Aquella tarjeta American Express era muy especial para nosotros porque nos la había regalado para nuestro uso personal un buen amigo, Walter Ankli. Quiso que Vicente la tuviera porque una vez, hace muchos años, cuando volaba desde España a Mumbai, no tenía los visados en regla y las autoridades indias lo mandaron de vuelta a España. El problema era que no llevaba dinero para pagarse el billete y por eso, Walter le acabó regalando una American Express para que pudiera utilizarla en sus viajes.
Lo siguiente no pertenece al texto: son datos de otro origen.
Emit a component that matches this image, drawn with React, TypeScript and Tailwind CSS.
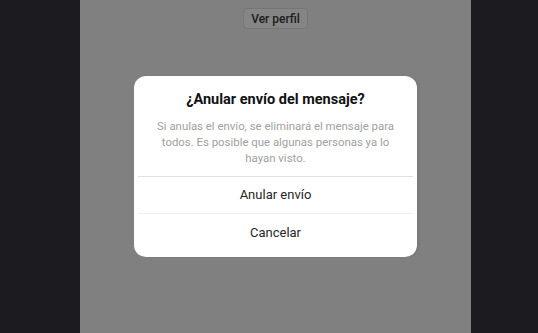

Me encanta esta faceta cómica y divertida del carácter de Vicente; y no es solo cosa mía: a toda la familia nos gusta mucho. Nos hace reír, y cuando le contamos lo que ha hecho después de algún incidente, él también se ríe con nosotros. Cuando solíamos viajar a Bangalore todos juntos, un viaje que dura unas cuatro horas, era otro de aquellos momentos en los que se aburría mucho y se dedicaba a inventar «gracias» o «trucos», como él los llama, para pasar el tiempo. Su «truco» favorito cuando íbamos todos sentados tranquilamente en el coche era poner el dedo cerca de nuestras narices, sin que nos diéramos cuenta, y entonces nos llamaba: «Anna» o «Moncho», y cuando nos volvíamos hacia él, nos metía el dedo en la nariz, y se reía y reía... Las primeras veces era divertido, pero al cabo de unas horas sin parar de hacerlo la cosa dejaba de tener gracia y acabábamos enfadándonos; él, sin embargo, nunca se cansaba de su propia ocurrencia y continuaba molestándonos hasta que llegábamos a Bangalore o se quedaba dormido.
A Vicente le encanta bromear y divertirse, y más ahora que es mayor Me he dado cuenta viendo la reacción del público de que las mujeres aprecian más sus bromas, y se ríen con él; en cambio, los hombres se muestran mucho más escépticos. «¿Nos estará tomando el pelo? ¿Esconden esas bromas algo serio?». Bueno, sí, a veces hay un destello de luz, un núcleo de verdad. Pero otras, solo está bromeando y pasándoselo bien él.
Con semejante sentido del humor, cuando tengo que hablarle sobre un asunto serio, primero tengo que decirle: «Vicen, tengo que contarte algo serio. Por favor, nada de bromas». Y entonces es cuando puedo empezar a hablar.
En nuestro trabajo vemos demasiadas tristezas, somos testigos de la peor pobreza y es muy agradable tener cerca a alguien como Vicente, que puede hacemos reír y ayudamos a sobrellevar toda la complejidad de este mundo tan difícil.